The text of the U.S. News and World Report article, "A Judge Finds New York Schools Separate and Unequal." Judge Justine Wise Polier is pictured with the caption "The Constitution requires equality."
The text of the article reads as follows:
The biggest city in the nation still practices "de facto" segregation, still lacks "equality" in its public schools.
So says a court in New York, where two Negro students were withdrawn from all-colored schools because of "discrimination."
Conclusions of the judge: Discrimination exists. Many schools have over 85 per cent nonwhites, get less-qualified teachers.
NEW YORK CITY
A court in New York City now holds that this Northern metropolis is failing to provide for its Negro and Puerto Rican children the "equal" education that long has been required by the U.S. Supreme Court.
Discrimination in the quality of teaching staffs of New York schools is found to exist, in violation of the U.S. Constitution's requirement of "equality." The city's school board is blamed by the city court for not providing as large a proportion of qualified teachers for "colored" as for "white" schools.
The issue of racial discrimination in schools of a Northern city came up when parents withdrew two Negro children from New York City public schools, despite that city's compulsory-education law.
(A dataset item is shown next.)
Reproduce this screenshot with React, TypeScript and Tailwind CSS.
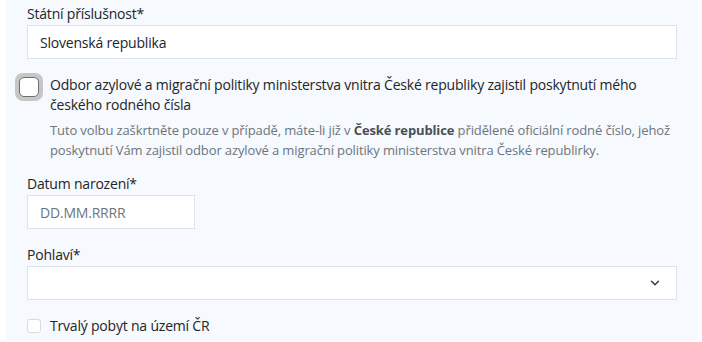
import { ChevronDown } from 'lucide-react';

const font = { fontFamily: '"Open Sans", "Noto Sans", sans-serif' };

export default function App() {
  return (
    <div className="w-[702px] h-[342px] bg-white" style={font}>
      <div className="ml-[6px] mr-[4px] h-[340px] bg-[#f6f9fd] pl-[21px] pr-[21px] pt-[4px] text-[#212529] tracking-[-0.2px]">
        {/* Státní příslušnost */}
        <label className="block text-[14px] leading-[20px]">Státní příslušnost*</label>
        <div className="mt-[1px] h-[34px] border border-[#dde2e7] bg-white px-[12px] flex items-center text-[14px]">
          Slovenská republika
        </div>

        {/* Rodné číslo checkbox */}
        <div className="mt-[16px] flex">
          <div className="-ml-[12px] mt-[-2px] w-[28px] h-[28px] shrink-0 rounded-[8px] bg-[#c6c6c6] p-[4px]">
            <div className="w-full h-full rounded-[5px] border border-[#6f6f6f] bg-white" />
          </div>
          <div className="ml-[7px]">
            <p className="text-[14px] leading-[20px]">
              Odbor azylové a migrační politiky ministerstva vnitra České republiky zajistil poskytnutí mého českého rodného čísla
            </p>
            <p className="mt-[5px] text-[13px] leading-[20px] tracking-[-0.12px] text-[#6c757d]">
              Tuto volbu zaškrtněte pouze v případě, máte-li již v <b className="font-bold text-[#495057]">České republice</b> přidělené oficiální rodné číslo, jehož poskytnutí Vám zajistil odbor azylové a migrační politiky ministerstva vnitra České republirky.
            </p>
          </div>
        </div>

        {/* Datum narození */}
        <label className="mt-[14px] block text-[14px] leading-[20px]">Datum narození*</label>
        <div className="mt-[1px] w-[168px] h-[34px] border border-[#dde2e7] bg-white px-[12px] flex items-center text-[14px] text-[#6c757d]">
          DD.MM.RRRR
        </div>

        {/* Pohlaví */}
        <label className="mt-[16px] block text-[14px] leading-[20px]">Pohlaví*</label>
        <div className="mt-[1px] h-[34px] border border-[#dde2e7] bg-white px-[14px] flex items-center justify-end">
          <ChevronDown size={14} strokeWidth={2.5} className="text-[#343a40]" />
        </div>

        {/* Trvalý pobyt */}
        <div className="mt-[16px] flex items-center">
          <div className="w-[14px] h-[14px] rounded-[3px] border border-[#d5dae0] bg-white" />
          <span className="ml-[9px] text-[14px] leading-[20px]">Trvalý pobyt na území ČR</span>
        </div>
      </div>
    </div>
  );
}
The parents claimed their children's schools were inferior.
One of the pupils had attended a junior high school in which 1,560 pupils were Negroes, 25 were Puerto Ricans and none was white.
Large numbers of New York City schools were found to have either 85 per cent or more Negro and Puerto Rican pupils.
In its decision, the New York court found that separation of races persists in schools of the city. However, this separation, the court held, is voluntary and not the result of policies followed by the board of education.
Judge Justine Wise Polier of Children's Court Division of the Domestic Relations Court said in her opinion: "....The conclusion must be drawn that de facto
racial segregation exists in the junior high schools of New York City."
Behind the failure.
The judge found that failure to provide an equal education for pupils in schools wit a high proportion of Negro and Puerto Rican pupils was due to the failure of the board of education to assign enough fully qualified teachers to those schools.
Said Judge Polier: "Analysis of the data submitted on teacher assignment shows a city-wide pattern of discrimination against junior high schools with 85 per cent or more Negro and Puerto Rican students as compared with schools which have 85 per cent or more white students. A far greater percentage of positions in the schools with heavy Negro and Puerto Rican attendance were not filled by regularly licensed teachers."